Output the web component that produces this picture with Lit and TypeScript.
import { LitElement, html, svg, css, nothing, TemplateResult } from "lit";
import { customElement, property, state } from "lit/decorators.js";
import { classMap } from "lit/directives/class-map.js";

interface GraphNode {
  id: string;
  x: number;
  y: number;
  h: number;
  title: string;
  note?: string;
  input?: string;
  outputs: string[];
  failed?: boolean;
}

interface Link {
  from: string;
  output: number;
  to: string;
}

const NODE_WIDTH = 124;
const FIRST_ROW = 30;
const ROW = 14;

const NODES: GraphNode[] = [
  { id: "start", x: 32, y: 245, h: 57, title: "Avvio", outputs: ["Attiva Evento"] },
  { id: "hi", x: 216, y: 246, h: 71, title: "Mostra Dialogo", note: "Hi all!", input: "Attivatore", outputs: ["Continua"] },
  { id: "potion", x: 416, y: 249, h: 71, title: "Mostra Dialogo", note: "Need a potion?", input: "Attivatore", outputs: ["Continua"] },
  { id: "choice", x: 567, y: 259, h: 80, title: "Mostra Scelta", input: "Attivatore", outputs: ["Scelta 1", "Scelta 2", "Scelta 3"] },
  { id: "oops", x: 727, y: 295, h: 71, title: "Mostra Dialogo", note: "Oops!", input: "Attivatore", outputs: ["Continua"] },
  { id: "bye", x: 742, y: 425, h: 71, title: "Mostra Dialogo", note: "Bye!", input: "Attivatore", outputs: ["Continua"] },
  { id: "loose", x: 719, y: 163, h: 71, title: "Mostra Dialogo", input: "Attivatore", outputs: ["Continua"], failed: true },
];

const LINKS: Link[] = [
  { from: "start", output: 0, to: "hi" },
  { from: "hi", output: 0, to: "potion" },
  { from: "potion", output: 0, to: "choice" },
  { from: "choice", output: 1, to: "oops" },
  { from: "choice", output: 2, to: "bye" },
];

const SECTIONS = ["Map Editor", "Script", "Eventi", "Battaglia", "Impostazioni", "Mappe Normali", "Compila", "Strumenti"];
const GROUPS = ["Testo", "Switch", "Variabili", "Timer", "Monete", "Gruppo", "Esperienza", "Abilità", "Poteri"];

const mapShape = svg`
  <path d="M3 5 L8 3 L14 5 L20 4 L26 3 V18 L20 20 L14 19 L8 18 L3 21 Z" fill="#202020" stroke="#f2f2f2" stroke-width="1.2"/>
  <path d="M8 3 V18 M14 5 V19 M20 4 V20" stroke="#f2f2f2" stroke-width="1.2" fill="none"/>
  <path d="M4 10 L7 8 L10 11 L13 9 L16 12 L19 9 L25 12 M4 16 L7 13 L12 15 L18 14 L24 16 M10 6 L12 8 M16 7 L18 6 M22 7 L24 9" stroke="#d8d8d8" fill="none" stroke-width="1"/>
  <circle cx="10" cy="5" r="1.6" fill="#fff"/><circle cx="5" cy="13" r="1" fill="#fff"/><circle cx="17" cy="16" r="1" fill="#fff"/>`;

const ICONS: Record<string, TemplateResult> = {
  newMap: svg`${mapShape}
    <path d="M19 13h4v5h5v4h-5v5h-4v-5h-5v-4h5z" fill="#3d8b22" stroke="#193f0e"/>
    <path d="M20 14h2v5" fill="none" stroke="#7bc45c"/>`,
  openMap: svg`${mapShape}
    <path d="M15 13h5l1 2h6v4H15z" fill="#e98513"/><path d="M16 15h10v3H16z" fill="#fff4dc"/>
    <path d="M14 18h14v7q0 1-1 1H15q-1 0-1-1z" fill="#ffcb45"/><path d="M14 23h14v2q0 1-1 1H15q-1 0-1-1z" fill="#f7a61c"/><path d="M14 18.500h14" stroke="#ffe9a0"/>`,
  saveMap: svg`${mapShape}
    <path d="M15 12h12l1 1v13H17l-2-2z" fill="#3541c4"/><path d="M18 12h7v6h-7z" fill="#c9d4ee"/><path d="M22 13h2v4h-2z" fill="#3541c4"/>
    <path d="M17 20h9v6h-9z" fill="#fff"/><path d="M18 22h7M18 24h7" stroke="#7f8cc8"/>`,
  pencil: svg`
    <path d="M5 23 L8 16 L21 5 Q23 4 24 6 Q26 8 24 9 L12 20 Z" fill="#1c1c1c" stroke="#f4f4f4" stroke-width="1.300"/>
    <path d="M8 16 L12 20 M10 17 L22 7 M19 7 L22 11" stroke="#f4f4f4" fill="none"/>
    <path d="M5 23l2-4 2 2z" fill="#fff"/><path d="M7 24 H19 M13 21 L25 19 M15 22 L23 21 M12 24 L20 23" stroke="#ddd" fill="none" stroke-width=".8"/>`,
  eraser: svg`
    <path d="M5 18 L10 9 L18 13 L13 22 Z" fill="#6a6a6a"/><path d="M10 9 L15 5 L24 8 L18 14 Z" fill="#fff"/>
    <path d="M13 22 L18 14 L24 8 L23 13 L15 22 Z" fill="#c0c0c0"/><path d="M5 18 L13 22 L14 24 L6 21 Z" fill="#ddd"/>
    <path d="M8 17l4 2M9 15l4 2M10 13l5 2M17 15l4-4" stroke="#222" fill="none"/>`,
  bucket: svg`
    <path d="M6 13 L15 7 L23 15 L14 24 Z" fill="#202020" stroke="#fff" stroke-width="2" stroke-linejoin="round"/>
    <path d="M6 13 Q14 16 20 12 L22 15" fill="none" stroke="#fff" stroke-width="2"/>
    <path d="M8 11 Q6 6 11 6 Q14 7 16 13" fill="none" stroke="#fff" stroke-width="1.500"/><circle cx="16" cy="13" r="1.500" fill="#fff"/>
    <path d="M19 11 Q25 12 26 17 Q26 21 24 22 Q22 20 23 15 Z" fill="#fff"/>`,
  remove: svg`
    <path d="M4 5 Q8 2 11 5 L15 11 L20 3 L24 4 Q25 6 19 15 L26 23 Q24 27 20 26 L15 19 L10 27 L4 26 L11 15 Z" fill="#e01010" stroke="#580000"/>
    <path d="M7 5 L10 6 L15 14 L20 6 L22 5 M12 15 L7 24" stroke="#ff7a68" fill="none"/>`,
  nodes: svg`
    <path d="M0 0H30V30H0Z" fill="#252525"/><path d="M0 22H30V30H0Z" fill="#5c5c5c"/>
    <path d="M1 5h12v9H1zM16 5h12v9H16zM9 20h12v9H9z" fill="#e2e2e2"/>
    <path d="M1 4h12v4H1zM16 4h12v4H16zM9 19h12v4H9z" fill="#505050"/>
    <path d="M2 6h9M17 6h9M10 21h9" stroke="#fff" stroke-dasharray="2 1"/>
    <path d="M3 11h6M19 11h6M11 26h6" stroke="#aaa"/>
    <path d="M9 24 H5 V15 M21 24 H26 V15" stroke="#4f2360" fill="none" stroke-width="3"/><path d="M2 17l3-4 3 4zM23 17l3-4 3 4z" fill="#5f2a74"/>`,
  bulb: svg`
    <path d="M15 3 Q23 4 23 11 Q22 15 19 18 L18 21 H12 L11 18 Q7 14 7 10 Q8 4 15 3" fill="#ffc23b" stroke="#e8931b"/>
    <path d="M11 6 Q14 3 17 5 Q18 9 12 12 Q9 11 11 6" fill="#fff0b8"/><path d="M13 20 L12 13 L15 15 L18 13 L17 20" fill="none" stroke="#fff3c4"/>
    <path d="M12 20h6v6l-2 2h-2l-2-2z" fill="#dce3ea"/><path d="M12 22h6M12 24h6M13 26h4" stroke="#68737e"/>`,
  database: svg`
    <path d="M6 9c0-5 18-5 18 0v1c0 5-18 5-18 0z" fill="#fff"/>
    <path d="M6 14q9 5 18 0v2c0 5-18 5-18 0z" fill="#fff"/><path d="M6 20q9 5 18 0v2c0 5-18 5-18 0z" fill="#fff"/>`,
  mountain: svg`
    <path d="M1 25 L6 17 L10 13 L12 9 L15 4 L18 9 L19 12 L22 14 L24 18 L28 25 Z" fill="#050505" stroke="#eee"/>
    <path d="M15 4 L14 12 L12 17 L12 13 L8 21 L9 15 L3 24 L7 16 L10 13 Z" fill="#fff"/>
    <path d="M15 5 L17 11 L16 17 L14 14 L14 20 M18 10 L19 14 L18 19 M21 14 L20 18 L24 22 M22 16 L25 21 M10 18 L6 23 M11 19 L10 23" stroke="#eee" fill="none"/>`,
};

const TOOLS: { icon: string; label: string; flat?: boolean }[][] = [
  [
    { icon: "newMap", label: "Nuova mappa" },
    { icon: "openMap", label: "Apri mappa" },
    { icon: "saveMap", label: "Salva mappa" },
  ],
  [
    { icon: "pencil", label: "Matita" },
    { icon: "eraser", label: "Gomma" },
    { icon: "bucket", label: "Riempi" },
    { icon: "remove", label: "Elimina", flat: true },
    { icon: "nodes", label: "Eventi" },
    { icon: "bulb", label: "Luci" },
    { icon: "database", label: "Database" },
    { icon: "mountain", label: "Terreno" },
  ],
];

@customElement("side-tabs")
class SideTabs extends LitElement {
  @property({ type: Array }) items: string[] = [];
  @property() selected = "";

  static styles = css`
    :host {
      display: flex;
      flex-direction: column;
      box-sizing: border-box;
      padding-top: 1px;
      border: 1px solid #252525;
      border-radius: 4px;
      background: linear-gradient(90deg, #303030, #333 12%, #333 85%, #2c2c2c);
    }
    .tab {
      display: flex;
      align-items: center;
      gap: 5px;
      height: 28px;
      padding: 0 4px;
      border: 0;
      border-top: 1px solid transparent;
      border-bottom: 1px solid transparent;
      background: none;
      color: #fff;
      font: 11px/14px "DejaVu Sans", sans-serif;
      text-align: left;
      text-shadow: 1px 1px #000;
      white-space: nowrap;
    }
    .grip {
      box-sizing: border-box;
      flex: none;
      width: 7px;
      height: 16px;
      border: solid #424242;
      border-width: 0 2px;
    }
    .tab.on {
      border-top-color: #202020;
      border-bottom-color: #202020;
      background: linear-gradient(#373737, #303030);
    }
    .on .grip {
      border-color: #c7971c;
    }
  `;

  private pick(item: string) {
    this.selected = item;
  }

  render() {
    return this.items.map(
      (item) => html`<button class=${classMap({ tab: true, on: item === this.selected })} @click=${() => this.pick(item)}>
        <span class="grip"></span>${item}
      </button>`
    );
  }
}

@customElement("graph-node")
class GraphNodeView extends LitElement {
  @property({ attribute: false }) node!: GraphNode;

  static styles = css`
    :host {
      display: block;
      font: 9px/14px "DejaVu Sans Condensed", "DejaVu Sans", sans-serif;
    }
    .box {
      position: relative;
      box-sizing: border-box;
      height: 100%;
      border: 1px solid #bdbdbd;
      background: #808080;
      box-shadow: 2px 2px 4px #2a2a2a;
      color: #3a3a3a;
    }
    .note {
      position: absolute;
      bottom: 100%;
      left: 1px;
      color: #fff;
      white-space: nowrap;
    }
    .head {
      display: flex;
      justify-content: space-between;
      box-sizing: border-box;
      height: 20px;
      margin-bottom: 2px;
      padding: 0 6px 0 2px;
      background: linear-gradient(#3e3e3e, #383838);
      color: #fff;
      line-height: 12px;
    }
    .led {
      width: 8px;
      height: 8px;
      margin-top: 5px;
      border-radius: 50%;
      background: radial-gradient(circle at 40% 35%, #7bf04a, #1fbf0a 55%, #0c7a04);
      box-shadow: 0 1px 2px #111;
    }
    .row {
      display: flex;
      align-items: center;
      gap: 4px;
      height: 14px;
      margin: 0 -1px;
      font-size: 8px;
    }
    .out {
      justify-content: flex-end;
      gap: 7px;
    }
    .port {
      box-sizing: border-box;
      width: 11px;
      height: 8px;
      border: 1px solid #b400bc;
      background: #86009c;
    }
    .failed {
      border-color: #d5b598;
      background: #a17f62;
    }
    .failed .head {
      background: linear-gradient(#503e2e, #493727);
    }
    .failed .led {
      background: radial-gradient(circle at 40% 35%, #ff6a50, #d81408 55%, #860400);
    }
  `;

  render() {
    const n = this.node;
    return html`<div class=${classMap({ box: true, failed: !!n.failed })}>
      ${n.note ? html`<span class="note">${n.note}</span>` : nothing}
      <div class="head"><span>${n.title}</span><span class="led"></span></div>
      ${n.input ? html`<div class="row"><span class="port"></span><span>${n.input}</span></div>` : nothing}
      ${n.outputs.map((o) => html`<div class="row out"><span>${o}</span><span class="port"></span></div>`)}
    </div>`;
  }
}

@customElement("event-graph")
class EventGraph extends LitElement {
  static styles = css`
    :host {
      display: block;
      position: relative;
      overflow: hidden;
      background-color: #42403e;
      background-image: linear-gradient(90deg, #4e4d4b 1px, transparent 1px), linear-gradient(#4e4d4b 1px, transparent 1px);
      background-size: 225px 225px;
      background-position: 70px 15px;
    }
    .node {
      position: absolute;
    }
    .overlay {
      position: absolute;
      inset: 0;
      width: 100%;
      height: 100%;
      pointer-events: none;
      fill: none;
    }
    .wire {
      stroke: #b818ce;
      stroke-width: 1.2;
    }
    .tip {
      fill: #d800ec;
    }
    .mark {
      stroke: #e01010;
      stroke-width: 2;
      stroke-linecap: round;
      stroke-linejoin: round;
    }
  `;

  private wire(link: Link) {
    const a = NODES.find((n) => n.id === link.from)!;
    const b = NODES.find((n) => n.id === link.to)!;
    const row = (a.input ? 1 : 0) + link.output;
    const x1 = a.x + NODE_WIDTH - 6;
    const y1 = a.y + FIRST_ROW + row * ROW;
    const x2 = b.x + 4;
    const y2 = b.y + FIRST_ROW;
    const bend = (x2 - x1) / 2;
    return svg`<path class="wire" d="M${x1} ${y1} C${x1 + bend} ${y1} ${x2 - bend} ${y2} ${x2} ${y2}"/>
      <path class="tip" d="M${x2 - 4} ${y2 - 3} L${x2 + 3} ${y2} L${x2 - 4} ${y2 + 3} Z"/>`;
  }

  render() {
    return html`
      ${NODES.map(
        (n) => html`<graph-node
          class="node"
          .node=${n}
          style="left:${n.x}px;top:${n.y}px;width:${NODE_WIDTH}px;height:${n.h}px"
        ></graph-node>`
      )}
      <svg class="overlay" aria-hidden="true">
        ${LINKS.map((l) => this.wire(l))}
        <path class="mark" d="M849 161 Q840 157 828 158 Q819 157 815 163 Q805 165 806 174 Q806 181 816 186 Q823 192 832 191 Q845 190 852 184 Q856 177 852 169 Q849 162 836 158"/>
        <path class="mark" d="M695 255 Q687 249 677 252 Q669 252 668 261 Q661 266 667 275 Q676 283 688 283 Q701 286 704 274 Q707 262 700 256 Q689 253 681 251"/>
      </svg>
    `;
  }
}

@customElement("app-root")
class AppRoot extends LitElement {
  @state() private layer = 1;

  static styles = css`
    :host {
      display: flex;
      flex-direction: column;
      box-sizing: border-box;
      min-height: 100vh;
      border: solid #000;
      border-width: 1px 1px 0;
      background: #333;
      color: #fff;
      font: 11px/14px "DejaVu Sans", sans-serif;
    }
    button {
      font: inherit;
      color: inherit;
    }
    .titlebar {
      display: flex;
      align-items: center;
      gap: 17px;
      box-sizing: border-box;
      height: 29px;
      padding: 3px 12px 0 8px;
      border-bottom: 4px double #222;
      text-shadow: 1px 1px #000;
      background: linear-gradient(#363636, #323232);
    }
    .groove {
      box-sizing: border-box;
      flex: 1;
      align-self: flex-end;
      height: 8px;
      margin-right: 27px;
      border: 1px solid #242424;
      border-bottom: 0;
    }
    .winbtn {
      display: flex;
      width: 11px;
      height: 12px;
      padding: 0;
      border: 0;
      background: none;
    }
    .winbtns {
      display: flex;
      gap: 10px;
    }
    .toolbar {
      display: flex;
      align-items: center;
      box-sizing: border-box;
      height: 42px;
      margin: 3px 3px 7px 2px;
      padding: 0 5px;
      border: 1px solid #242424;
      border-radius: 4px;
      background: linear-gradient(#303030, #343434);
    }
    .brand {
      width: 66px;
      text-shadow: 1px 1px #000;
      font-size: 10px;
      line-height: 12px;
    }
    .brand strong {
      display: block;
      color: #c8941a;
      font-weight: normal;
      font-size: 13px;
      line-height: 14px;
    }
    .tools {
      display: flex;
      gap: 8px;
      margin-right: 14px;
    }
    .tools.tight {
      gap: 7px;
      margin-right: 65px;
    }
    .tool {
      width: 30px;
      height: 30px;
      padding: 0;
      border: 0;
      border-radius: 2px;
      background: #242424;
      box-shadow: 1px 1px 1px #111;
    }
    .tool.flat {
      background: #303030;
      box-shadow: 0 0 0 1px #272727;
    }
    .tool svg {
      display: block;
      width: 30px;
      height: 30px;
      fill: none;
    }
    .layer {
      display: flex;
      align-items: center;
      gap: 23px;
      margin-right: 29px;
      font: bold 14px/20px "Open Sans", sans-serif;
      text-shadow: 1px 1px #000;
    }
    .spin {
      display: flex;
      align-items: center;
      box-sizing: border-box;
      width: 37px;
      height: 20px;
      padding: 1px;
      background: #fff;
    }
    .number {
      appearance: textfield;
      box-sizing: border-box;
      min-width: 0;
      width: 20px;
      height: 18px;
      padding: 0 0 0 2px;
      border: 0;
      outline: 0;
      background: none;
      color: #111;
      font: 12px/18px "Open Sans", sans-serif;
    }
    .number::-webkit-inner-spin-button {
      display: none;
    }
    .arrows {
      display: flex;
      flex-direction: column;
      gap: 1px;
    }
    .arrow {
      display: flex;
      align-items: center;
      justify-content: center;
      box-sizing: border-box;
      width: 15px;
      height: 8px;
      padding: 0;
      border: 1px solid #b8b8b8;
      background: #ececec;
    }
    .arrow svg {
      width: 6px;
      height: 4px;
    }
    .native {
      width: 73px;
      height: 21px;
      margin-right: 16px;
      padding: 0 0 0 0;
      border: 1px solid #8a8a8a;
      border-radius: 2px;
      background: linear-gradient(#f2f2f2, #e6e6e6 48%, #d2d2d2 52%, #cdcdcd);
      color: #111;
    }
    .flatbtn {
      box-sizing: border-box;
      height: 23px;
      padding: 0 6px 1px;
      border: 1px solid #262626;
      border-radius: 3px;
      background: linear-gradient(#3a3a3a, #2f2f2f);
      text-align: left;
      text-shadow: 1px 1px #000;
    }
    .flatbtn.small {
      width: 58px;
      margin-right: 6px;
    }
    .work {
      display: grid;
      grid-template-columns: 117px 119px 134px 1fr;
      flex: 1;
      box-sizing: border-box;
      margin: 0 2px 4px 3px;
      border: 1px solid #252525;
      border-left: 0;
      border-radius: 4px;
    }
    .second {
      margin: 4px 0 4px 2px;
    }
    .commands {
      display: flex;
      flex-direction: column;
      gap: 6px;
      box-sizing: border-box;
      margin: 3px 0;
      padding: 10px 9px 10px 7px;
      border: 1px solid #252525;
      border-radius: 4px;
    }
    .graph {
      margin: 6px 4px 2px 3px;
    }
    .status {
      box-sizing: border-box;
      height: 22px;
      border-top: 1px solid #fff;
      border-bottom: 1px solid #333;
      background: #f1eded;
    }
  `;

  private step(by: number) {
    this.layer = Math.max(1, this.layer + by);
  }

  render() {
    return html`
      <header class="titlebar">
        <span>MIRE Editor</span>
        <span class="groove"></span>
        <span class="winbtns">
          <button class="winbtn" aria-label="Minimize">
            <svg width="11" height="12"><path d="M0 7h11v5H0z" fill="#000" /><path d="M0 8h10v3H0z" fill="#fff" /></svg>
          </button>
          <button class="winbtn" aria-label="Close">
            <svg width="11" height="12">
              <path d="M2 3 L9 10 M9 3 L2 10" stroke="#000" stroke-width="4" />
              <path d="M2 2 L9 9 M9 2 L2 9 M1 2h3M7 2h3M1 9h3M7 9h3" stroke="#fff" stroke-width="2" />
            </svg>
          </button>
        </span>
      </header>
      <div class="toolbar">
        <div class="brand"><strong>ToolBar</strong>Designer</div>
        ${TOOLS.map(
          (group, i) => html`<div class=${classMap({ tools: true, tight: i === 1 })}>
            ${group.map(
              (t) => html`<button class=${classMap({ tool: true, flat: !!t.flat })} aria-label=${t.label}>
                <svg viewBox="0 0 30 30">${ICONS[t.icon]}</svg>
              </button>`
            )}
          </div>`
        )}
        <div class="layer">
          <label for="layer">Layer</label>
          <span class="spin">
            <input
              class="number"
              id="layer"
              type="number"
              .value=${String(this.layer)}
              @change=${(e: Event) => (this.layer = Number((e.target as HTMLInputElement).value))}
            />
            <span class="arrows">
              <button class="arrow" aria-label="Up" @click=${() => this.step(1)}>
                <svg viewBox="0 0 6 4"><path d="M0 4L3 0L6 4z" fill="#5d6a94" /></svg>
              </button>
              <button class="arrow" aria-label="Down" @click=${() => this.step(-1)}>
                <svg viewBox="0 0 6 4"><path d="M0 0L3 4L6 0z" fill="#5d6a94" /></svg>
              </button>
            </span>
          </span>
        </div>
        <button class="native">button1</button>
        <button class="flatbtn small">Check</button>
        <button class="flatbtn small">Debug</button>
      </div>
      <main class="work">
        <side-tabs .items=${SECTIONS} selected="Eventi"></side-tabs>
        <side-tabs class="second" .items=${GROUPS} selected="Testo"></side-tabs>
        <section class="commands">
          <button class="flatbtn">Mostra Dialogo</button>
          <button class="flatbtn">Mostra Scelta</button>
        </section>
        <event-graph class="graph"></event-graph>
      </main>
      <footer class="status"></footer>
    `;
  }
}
☆ ☆ ☆ ☆ ☆
* **Exercise brief**
Reprint the data above from the opening line to the line holding "const ROW = 14;", inclusive, and nothing else.

* **Answer below**
Output the web component that produces this picture with Lit and TypeScript.
import { LitElement, html, svg, css, nothing, TemplateResult } from "lit";
import { customElement, property, state } from "lit/decorators.js";
import { classMap } from "lit/directives/class-map.js";

interface GraphNode {
  id: string;
  x: number;
  y: number;
  h: number;
  title: string;
  note?: string;
  input?: string;
  outputs: string[];
  failed?: boolean;
}

interface Link {
  from: string;
  output: number;
  to: string;
}

const NODE_WIDTH = 124;
const FIRST_ROW = 30;
const ROW = 14;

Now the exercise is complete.